The strongest conservative poll result in two decades was a thundering popular endorsement for the leader who is dubbed "Mummy" at home and often called the world's most powerful woman.

It followed a heavily personality-based campaign that focused on Merkel's calm and prudent captaincy through the storms of the eurozone crisis, in which Germany's economy came out unscathed with its triple-A ratings and low unemployment.

In its drive to stay in power, the conservative party "did not bet on a policy but on a person: the chancellor," said the Frankfurter Allgemeine Zeitung daily.

"The Merkel Republic," ran the headline for a commentary on news site Spiegel Online, which declared that "Germany has finally become Angela Merkel-Land".

It said her Christian Democratic Union (CDU) was now all-powerful and back to where it was in chancellor Konrad Adenauer's times, when it ruled alone and presided over rebuilding war-shattered Germany with its "economic miracle".

"The party must thank a chancellor who with her presidential style appeals to broad sections of the population, who doesn't offend, who integrates," the commentary said. "No-one can say exactly what she stands for, but many people feel in good hands with Chancellor Merkel."

Jackson Janes, president of the American Institute for Contemporary German Studies, also pointed to Merkel's reassuring persona in turbulent times as the secret of her success.

"It's that consensus-driven management style -- let's take it easy, let's not get upset, let's move through this -- as opposed to polarising policies where you set up faultlines," he said. "I think that's something Germans kind of like.

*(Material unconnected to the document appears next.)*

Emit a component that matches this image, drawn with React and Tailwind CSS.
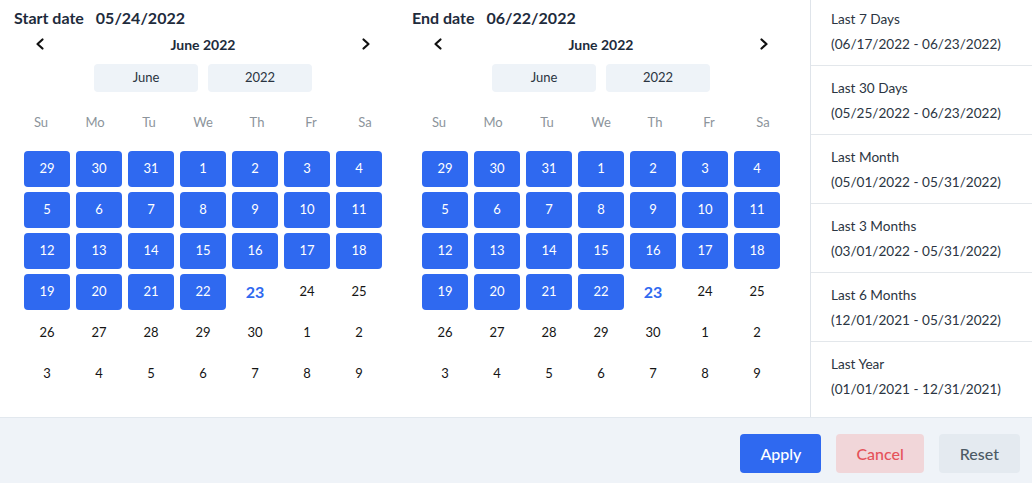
const DAYS = ['Su', 'Mo', 'Tu', 'We', 'Th', 'Fr', 'Sa']

const WEEKS = [
  [29, 30, 31, 1, 2, 3, 4],
  [5, 6, 7, 8, 9, 10, 11],
  [12, 13, 14, 15, 16, 17, 18],
  [19, 20, 21, 22, 23, 24, 25],
  [26, 27, 28, 29, 30, 1, 2],
  [3, 4, 5, 6, 7, 8, 9],
]

const PRESETS = [
  ['Last 7 Days', '(06/17/2022 - 06/23/2022)'],
  ['Last 30 Days', '(05/25/2022 - 06/23/2022)'],
  ['Last Month', '(05/01/2022 - 05/31/2022)'],
  ['Last 3 Months', '(03/01/2022 - 05/31/2022)'],
  ['Last 6 Months', '(12/01/2021 - 05/31/2022)'],
  ['Last Year', '(01/01/2021 - 12/31/2021)'],
]

function Chevron({ dir }) {
  return (
    <svg width="12" height="14" viewBox="0 0 12 14" fill="none" stroke="#111" strokeWidth={2.2} strokeLinecap="round" strokeLinejoin="round">
      {dir === 'left' ? <path d="M8.5 2.5 3.5 7l5 4.5" /> : <path d="M3.5 2.5 8.5 7l-5 4.5" />}
    </svg>
  )
}

function Calendar({ label, value }) {
  return (
    <div className="w-[398px] pl-[14px] shrink-0">
      <div className="w-[378px]">
        <div className="mt-[6px] h-[24px] flex items-center gap-[12px] text-[16px] font-bold text-[#1e2b3c] leading-[24px]">
          <span>{label}</span>
          <span>{value}</span>
        </div>
        <div className="mt-[2px] h-[24px] flex items-center justify-between px-[20px]">
          <Chevron dir="left" />
          <span className="text-[14px] font-bold text-[#1e2b3c]">June 2022</span>
          <Chevron dir="right" />
        </div>
        <div className="mt-[8px] flex justify-center gap-[10px]">
          <div className="w-[104px] h-[28px] rounded-[4px] bg-[#eef3f8] flex items-center justify-center text-[13px] text-[#2a3441]">June</div>
          <div className="w-[104px] h-[28px] rounded-[4px] bg-[#eef3f8] flex items-center justify-center text-[13px] text-[#2a3441]">2022</div>
        </div>
        <div className="mt-[17px] h-[28px] grid grid-cols-7 items-center text-[13px] text-[#8c949b] text-center">
          {DAYS.map((d) => (
            <span key={d}>{d}</span>
          ))}
        </div>
        <div className="mt-[14px] mx-[10px] grid grid-cols-[repeat(7,46px)] gap-x-[6px] gap-y-[5px]">
          {WEEKS.flatMap((week, wi) =>
            week.map((n, di) => {
              const idx = wi * 7 + di
              if (idx < 25) {
                return (
                  <div key={idx} className="h-[36px] rounded-[4px] bg-[#2f69f0] text-white text-[13px] flex items-center justify-center">
                    {n}
                  </div>
                )
              }
              if (idx === 25) {
                return (
                  <div key={idx} className="h-[36px] flex items-center justify-center text-[16px] font-bold text-[#2f69f0]">
                    {n}
                  </div>
                )
              }
              return (
                <div key={idx} className="h-[36px] flex items-center justify-center text-[13px] text-[#151515]">
                  {n}
                </div>
              )
            })
          )}
        </div>
      </div>
    </div>
  )
}

export default function App() {
  return (
    <div className="w-[1032px] h-[483px] bg-white flex flex-col overflow-hidden" style={{ fontFamily: 'Lato, "Open Sans", sans-serif' }}>
      <div className="h-[417px] flex">
        <div className="flex-1 flex">
          <Calendar label="Start date" value="05/24/2022" />
          <Calendar label="End date" value="06/22/2022" />
        </div>
        <div className="w-[222px] border-l border-[#dfe4ea] overflow-hidden">
          <div className="-mt-[3px] flex flex-col">
            {PRESETS.map(([title, range], i) => (
              <div
                key={title}
                className={`h-[69px] pl-[20px] pt-[10px] text-[13.6px] leading-[25px] text-[#2b3542] ${i < PRESETS.length - 1 ? 'border-b border-[#e3e7eb]' : ''}`}
              >
                <div>{title}</div>
                <div>{range}</div>
              </div>
            ))}
          </div>
        </div>
      </div>
      <div className="flex-1 bg-[#eff3f8] border-t border-[#e2e8ee] flex justify-end items-start pt-[16px] pr-[12px] gap-[15px]">
        <button className="h-[39px] px-[20px] rounded-[4px] bg-[#2f69f0] text-white text-[16px] font-medium">Apply</button>
        <button className="h-[39px] px-[20px] rounded-[4px] bg-[#f1d6d9] text-[#e5525a] text-[16px] font-medium">Cancel</button>
        <button className="h-[39px] px-[21px] rounded-[4px] bg-[#e4eaf0] text-[#4d5a65] text-[16px] font-medium">Reset</button>
      </div>
    </div>
  )
}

"She's like a skier coming down a hill, with a bit of an easy back and forth, to make sure she gets down the hill safely."

A survey released Sunday said a stunning 80 percent of respondents believed the chancellor is doing a good job, while only 17 percent said she isn't, said the institute Forschungsgruppe Wahlen.

"The citizens gave Merkel not just a victory but a triumph," judged the Sueddeutsche Zeitung daily, adding that "she has won it as a person, as chancellor, with popularity ratings that are unique in the history of the federal republic".

"This election has turned the Merkel government terms into an era -- the era of Merkelism."

The commentary added that the flip-side of this was that her party now consists of just Merkel -- a notion confirmed by the countless "Angie" signs waved by her jubilant party supporters and the T-shirt slogan "We are still chancellor".

Berlin political commentator Michael Spreng, a former newspaper journalist and political campaign manager, said that "for the first time Merkel scored a true victory," pointing out that her results in 2005 and 2009 elections had been among the worst in CDU history.

After an election campaign focused on Merkel the person, he said, "Merkel has now joined the ranks of the great CDU victors of the post-war history. With Merkel, Germany obviously feels in safe hands."

But if the election outcome showed how many Germans love Merkel, it also confirmed that as a political operator she is not sentimental about dropping allies who become liabilities, as a number of former cabinet ministers have also found out.

The CDU's trounced allies, the pro-business Free Democrats (FDP), crashed out of parliament for the first time in more than half a century, according to early results, after Merkel had snubbed their desperate call for help on the campaign trail.

Merkel had implored her supporters to resist an FDP call to "split" their district and party votes between the CDU and FDP to save the coalition.

Commentators compared the horrible outcome for the FDP with the bruising the Social Democrats (SPD) in 2009 suffered after a joyless "grand coalition" with the CDU in which it withered in Merkel's shadow.

The Frankfurter Rundschau daily judged that: "Now she has left two partners -- in 2009 the SPD, now the FDP -- in a state where they won't be a threat for her for years to come."